Given request
Without including any images, repeat the data exactly.

START Task inputs

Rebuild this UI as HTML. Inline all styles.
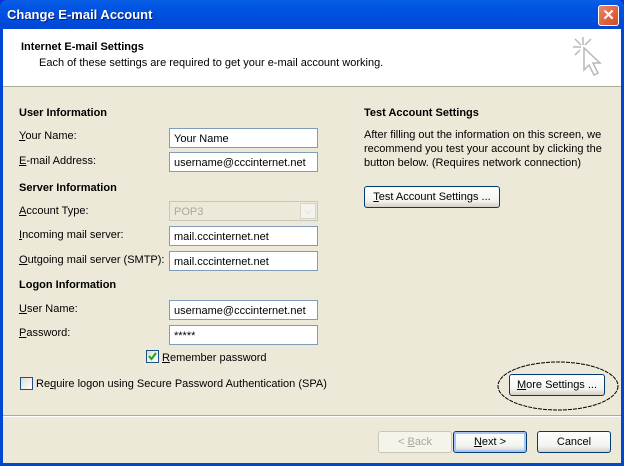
<!DOCTYPE html>
<html><head><style>
*{margin:0;padding:0;box-sizing:border-box}
body{width:624px;height:466px;overflow:hidden;font-family:"Liberation Sans",sans-serif;font-size:11px;color:#000;background:#0831d9}
#win{position:absolute;left:0;top:0;width:624px;height:466px;background:linear-gradient(#0a5fe6,#0054e3 8px,#0046d5 29px);border-radius:7px 7px 0 0}
#title{position:absolute;left:7px;top:7px;color:#fff;font-weight:bold;font-size:13px;text-shadow:1px 1px #0a1e7a}
#close{position:absolute;left:598px;top:5px;width:21px;height:21px;border:1px solid #fff;border-radius:3px;background:linear-gradient(135deg,#e9866a,#d34a22);color:#fff;font-size:15px;font-weight:bold;text-align:center;line-height:19px}
#body{position:absolute;left:3px;top:29px;width:618px;height:434px;background:#ece9d8}
#hdr{position:absolute;left:0;top:0;width:618px;height:58px;background:#fff;border-bottom:1px solid #aca899}
.a{position:absolute;white-space:nowrap;margin-top:1px}
.b{font-weight:bold}
.in{position:absolute;left:166px;width:149px;height:20px;background:#fff;border:1px solid #7f9db9;padding:4px 0 0 4px}
.btn{position:absolute;height:22px;border:1px solid #003c74;border-radius:3px;background:linear-gradient(#fff,#f3f3ef 70%,#d6d0c5);text-align:center;line-height:21px}
u{text-decoration:underline}
.cb{position:absolute;width:13px;height:13px;border:1px solid #1c5180;background:linear-gradient(135deg,#dcdcd7,#fff)}
</style></head><body>
<div id="win">
<div id="title">Change E-mail Account</div>
<div id="close">✕</div>
<div id="body">
<div id="hdr">
<div class="a b" style="left:18px;top:11px">Internet E-mail Settings</div>
<div class="a" style="left:36px;top:27px">Each of these settings are required to get your e-mail account working.</div>
<svg class="a" style="left:568px;top:5px" width="40" height="50" viewBox="0 0 40 50" fill="none" stroke="#b8b8b8" stroke-width="1.5">
<path d="M12 2v8M2 12h8M4 4l6 6M20 4l-6 6M4 20l5-5"/>
<path d="M13 13l0 22 5-5 5 10 4-2-5-10 7 0z" fill="#fff"/>
</svg>
</div>
<div class="a b" style="left:16px;top:77px">User Information</div>
<div class="a" style="left:16px;top:100px"><u>Y</u>our Name:</div>
<div class="a" style="left:16px;top:125px"><u>E</u>-mail Address:</div>
<div class="a b" style="left:16px;top:152px">Server Information</div>
<div class="a" style="left:16px;top:175px"><u>A</u>ccount Type:</div>
<div class="a" style="left:16px;top:199px"><u>I</u>ncoming mail server:</div>
<div class="a" style="left:16px;top:224px"><u>O</u>utgoing mail server (SMTP):</div>
<div class="a b" style="left:16px;top:249px">Logon Information</div>
<div class="a" style="left:16px;top:273px"><u>U</u>ser Name:</div>
<div class="a" style="left:16px;top:297px"><u>P</u>assword:</div>
<div class="in" style="top:99px">Your Name</div>
<div class="in" style="top:123px">username@cccinternet.net</div>
<div class="in" style="top:172px;background:#ece9d8;color:#aca899;border-color:#c9c7ba">POP3<div style="position:absolute;right:1px;top:1px;width:16px;height:16px;background:#f4f3ee;border:1px solid #d8d5c8;color:#c9c7ba;font-size:9px;line-height:14px;text-align:center">⌵</div></div>
<div class="in" style="top:197px">mail.cccinternet.net</div>
<div class="in" style="top:222px">mail.cccinternet.net</div>
<div class="in" style="top:271px">username@cccinternet.net</div>
<div class="in" style="top:296px">*****</div>
<div class="cb" style="left:143px;top:321px"><svg width="11" height="11" style="position:absolute;left:0;top:0"><path d="M2 5l2.5 3L9 2" stroke="#21a121" stroke-width="2" fill="none"/></svg></div>
<div class="a" style="left:159px;top:322px"><u>R</u>emember password</div>
<div class="cb" style="left:17px;top:348px"></div>
<div class="a" style="left:33px;top:348px">Re<u>q</u>uire logon using Secure Password Authentication (SPA)</div>
<div class="a b" style="left:361px;top:77px">Test Account Settings</div>
<div class="a" style="left:361px;top:98px;line-height:14px">After filling out the information on this screen, we<br>recommend you test your account by clicking the<br>button below. (Requires network connection)</div>
<div class="btn" style="left:361px;top:157px;width:136px"><u>T</u>est Account Settings ...</div>
<svg class="a" style="left:493px;top:330px" width="124" height="52"><ellipse cx="62" cy="26" rx="60" ry="24" fill="none" stroke="#000" stroke-dasharray="4 1"/></svg>
<div class="btn" style="left:506px;top:345px;width:96px"><u>M</u>ore Settings ...</div>
<div class="a" style="left:0;top:386px;width:618px;height:2px;border-top:1px solid #aca899;border-bottom:1px solid #fff;margin-top:0"></div>
<div class="btn" style="left:375px;top:402px;width:74px;border-color:#c9c7ba;color:#aca899;background:#f5f4ea">&lt; <u>B</u>ack</div>
<div class="btn" style="left:450px;top:402px;width:74px;box-shadow:inset 0 0 0 2px #aac4f3"><u>N</u>ext &gt;</div>
<div class="btn" style="left:534px;top:402px;width:74px">Cancel</div>
</div>
</div>
</body></html>
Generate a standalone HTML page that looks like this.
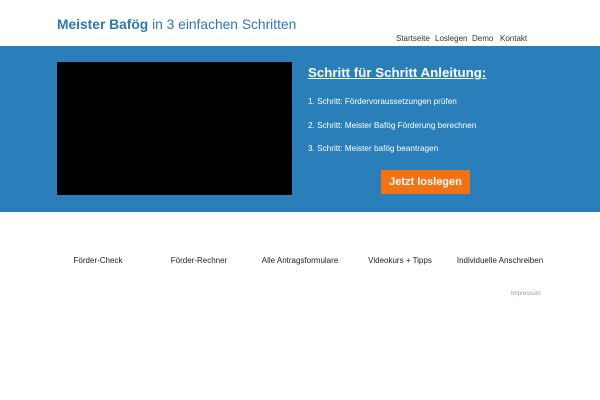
<!DOCTYPE html>
<html><head><meta charset="utf-8"><style>
body{margin:0;width:600px;height:400px;background:#fff;font-family:"Liberation Sans",sans-serif;position:relative;overflow:hidden}
.t{position:absolute;left:57px;top:17px;font-size:13.8px;color:#2e78b2;white-space:nowrap}
.t b{font-weight:bold}
.nav{position:absolute;top:34px;font-size:8px;color:#333}
.band{position:absolute;left:0;top:46px;width:600px;height:166px;background:#2a7fba}
.vid{position:absolute;left:57px;top:62px;width:235px;height:133px;background:#000}
.h{position:absolute;left:308px;top:65px;font-size:13.3px;font-weight:bold;color:#fff;text-decoration:underline;white-space:nowrap}
.s{position:absolute;left:308px;font-size:8.2px;color:#fff;white-space:nowrap}
.btn{position:absolute;left:381px;top:170px;width:89px;height:24px;background:#f47216;color:#fff;font-size:11px;font-weight:bold;text-align:center;line-height:24px}
.f{position:absolute;top:256px;font-size:8px;color:#222;white-space:nowrap;transform:translateX(-50%)}
</style></head><body>
<div class="t"><b>Meister Bafög</b> in 3 einfachen Schritten</div>
<div class="nav" style="left:396px">Startseite</div>
<div class="nav" style="left:435px">Loslegen</div>
<div class="nav" style="left:472px">Demo</div>
<div class="nav" style="left:500px">Kontakt</div>
<div class="band"></div>
<div class="vid"></div>
<div class="h">Schritt für Schritt Anleitung:</div>
<div class="s" style="top:97px">1. Schritt: Fördervoraussetzungen prüfen</div>
<div class="s" style="top:121px">2. Schritt: Meister Bafög Förderung berechnen</div>
<div class="s" style="top:144px">3. Schritt: Meister bafög beantragen</div>
<div class="btn">Jetzt loslegen</div>
<div class="f" style="left:98px">Förder-Check</div>
<div class="f" style="left:199px">Förder-Rechner</div>
<div class="f" style="left:300px">Alle Antragsformulare</div>
<div class="f" style="left:400px">Videokurs + Tipps</div>
<div class="f" style="left:500px">Individuelle Anschreiben</div>
<div style="position:absolute;left:511px;top:291px;font-size:6px;color:#999">Impressum</div>
</body></html>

END Task inputs

Response to this task
Rebuild this UI as HTML. Inline all styles.
<!DOCTYPE html>
<html><head><style>
*{margin:0;padding:0;box-sizing:border-box}
body{width:624px;height:466px;overflow:hidden;font-family:"Liberation Sans",sans-serif;font-size:11px;color:#000;background:#0831d9}
#win{position:absolute;left:0;top:0;width:624px;height:466px;background:linear-gradient(#0a5fe6,#0054e3 8px,#0046d5 29px);border-radius:7px 7px 0 0}
#title{position:absolute;left:7px;top:7px;color:#fff;font-weight:bold;font-size:13px;text-shadow:1px 1px #0a1e7a}
#close{position:absolute;left:598px;top:5px;width:21px;height:21px;border:1px solid #fff;border-radius:3px;background:linear-gradient(135deg,#e9866a,#d34a22);color:#fff;font-size:15px;font-weight:bold;text-align:center;line-height:19px}
#body{position:absolute;left:3px;top:29px;width:618px;height:434px;background:#ece9d8}
#hdr{position:absolute;left:0;top:0;width:618px;height:58px;background:#fff;border-bottom:1px solid #aca899}
.a{position:absolute;white-space:nowrap;margin-top:1px}
.b{font-weight:bold}
.in{position:absolute;left:166px;width:149px;height:20px;background:#fff;border:1px solid #7f9db9;padding:4px 0 0 4px}
.btn{position:absolute;height:22px;border:1px solid #003c74;border-radius:3px;background:linear-gradient(#fff,#f3f3ef 70%,#d6d0c5);text-align:center;line-height:21px}
u{text-decoration:underline}
.cb{position:absolute;width:13px;height:13px;border:1px solid #1c5180;background:linear-gradient(135deg,#dcdcd7,#fff)}
</style></head><body>
<div id="win">
<div id="title">Change E-mail Account</div>
<div id="close">✕</div>
<div id="body">
<div id="hdr">
<div class="a b" style="left:18px;top:11px">Internet E-mail Settings</div>
<div class="a" style="left:36px;top:27px">Each of these settings are required to get your e-mail account working.</div>
<svg class="a" style="left:568px;top:5px" width="40" height="50" viewBox="0 0 40 50" fill="none" stroke="#b8b8b8" stroke-width="1.5">
<path d="M12 2v8M2 12h8M4 4l6 6M20 4l-6 6M4 20l5-5"/>
<path d="M13 13l0 22 5-5 5 10 4-2-5-10 7 0z" fill="#fff"/>
</svg>
</div>
<div class="a b" style="left:16px;top:77px">User Information</div>
<div class="a" style="left:16px;top:100px"><u>Y</u>our Name:</div>
<div class="a" style="left:16px;top:125px"><u>E</u>-mail Address:</div>
<div class="a b" style="left:16px;top:152px">Server Information</div>
<div class="a" style="left:16px;top:175px"><u>A</u>ccount Type:</div>
<div class="a" style="left:16px;top:199px"><u>I</u>ncoming mail server:</div>
<div class="a" style="left:16px;top:224px"><u>O</u>utgoing mail server (SMTP):</div>
<div class="a b" style="left:16px;top:249px">Logon Information</div>
<div class="a" style="left:16px;top:273px"><u>U</u>ser Name:</div>
<div class="a" style="left:16px;top:297px"><u>P</u>assword:</div>
<div class="in" style="top:99px">Your Name</div>
<div class="in" style="top:123px">username@cccinternet.net</div>
<div class="in" style="top:172px;background:#ece9d8;color:#aca899;border-color:#c9c7ba">POP3<div style="position:absolute;right:1px;top:1px;width:16px;height:16px;background:#f4f3ee;border:1px solid #d8d5c8;color:#c9c7ba;font-size:9px;line-height:14px;text-align:center">⌵</div></div>
<div class="in" style="top:197px">mail.cccinternet.net</div>
<div class="in" style="top:222px">mail.cccinternet.net</div>
<div class="in" style="top:271px">username@cccinternet.net</div>
<div class="in" style="top:296px">*****</div>
<div class="cb" style="left:143px;top:321px"><svg width="11" height="11" style="position:absolute;left:0;top:0"><path d="M2 5l2.5 3L9 2" stroke="#21a121" stroke-width="2" fill="none"/></svg></div>
<div class="a" style="left:159px;top:322px"><u>R</u>emember password</div>
<div class="cb" style="left:17px;top:348px"></div>
<div class="a" style="left:33px;top:348px">Re<u>q</u>uire logon using Secure Password Authentication (SPA)</div>
<div class="a b" style="left:361px;top:77px">Test Account Settings</div>
<div class="a" style="left:361px;top:98px;line-height:14px">After filling out the information on this screen, we<br>recommend you test your account by clicking the<br>button below. (Requires network connection)</div>
<div class="btn" style="left:361px;top:157px;width:136px"><u>T</u>est Account Settings ...</div>
<svg class="a" style="left:493px;top:330px" width="124" height="52"><ellipse cx="62" cy="26" rx="60" ry="24" fill="none" stroke="#000" stroke-dasharray="4 1"/></svg>
<div class="btn" style="left:506px;top:345px;width:96px"><u>M</u>ore Settings ...</div>
<div class="a" style="left:0;top:386px;width:618px;height:2px;border-top:1px solid #aca899;border-bottom:1px solid #fff;margin-top:0"></div>
<div class="btn" style="left:375px;top:402px;width:74px;border-color:#c9c7ba;color:#aca899;background:#f5f4ea">&lt; <u>B</u>ack</div>
<div class="btn" style="left:450px;top:402px;width:74px;box-shadow:inset 0 0 0 2px #aac4f3"><u>N</u>ext &gt;</div>
<div class="btn" style="left:534px;top:402px;width:74px">Cancel</div>
</div>
</div>
</body></html>
Generate a standalone HTML page that looks like this.
<!DOCTYPE html>
<html><head><meta charset="utf-8"><style>
body{margin:0;width:600px;height:400px;background:#fff;font-family:"Liberation Sans",sans-serif;position:relative;overflow:hidden}
.t{position:absolute;left:57px;top:17px;font-size:13.8px;color:#2e78b2;white-space:nowrap}
.t b{font-weight:bold}
.nav{position:absolute;top:34px;font-size:8px;color:#333}
.band{position:absolute;left:0;top:46px;width:600px;height:166px;background:#2a7fba}
.vid{position:absolute;left:57px;top:62px;width:235px;height:133px;background:#000}
.h{position:absolute;left:308px;top:65px;font-size:13.3px;font-weight:bold;color:#fff;text-decoration:underline;white-space:nowrap}
.s{position:absolute;left:308px;font-size:8.2px;color:#fff;white-space:nowrap}
.btn{position:absolute;left:381px;top:170px;width:89px;height:24px;background:#f47216;color:#fff;font-size:11px;font-weight:bold;text-align:center;line-height:24px}
.f{position:absolute;top:256px;font-size:8px;color:#222;white-space:nowrap;transform:translateX(-50%)}
</style></head><body>
<div class="t"><b>Meister Bafög</b> in 3 einfachen Schritten</div>
<div class="nav" style="left:396px">Startseite</div>
<div class="nav" style="left:435px">Loslegen</div>
<div class="nav" style="left:472px">Demo</div>
<div class="nav" style="left:500px">Kontakt</div>
<div class="band"></div>
<div class="vid"></div>
<div class="h">Schritt für Schritt Anleitung:</div>
<div class="s" style="top:97px">1. Schritt: Fördervoraussetzungen prüfen</div>
<div class="s" style="top:121px">2. Schritt: Meister Bafög Förderung berechnen</div>
<div class="s" style="top:144px">3. Schritt: Meister bafög beantragen</div>
<div class="btn">Jetzt loslegen</div>
<div class="f" style="left:98px">Förder-Check</div>
<div class="f" style="left:199px">Förder-Rechner</div>
<div class="f" style="left:300px">Alle Antragsformulare</div>
<div class="f" style="left:400px">Videokurs + Tipps</div>
<div class="f" style="left:500px">Individuelle Anschreiben</div>
<div style="position:absolute;left:511px;top:291px;font-size:6px;color:#999">Impressum</div>
</body></html>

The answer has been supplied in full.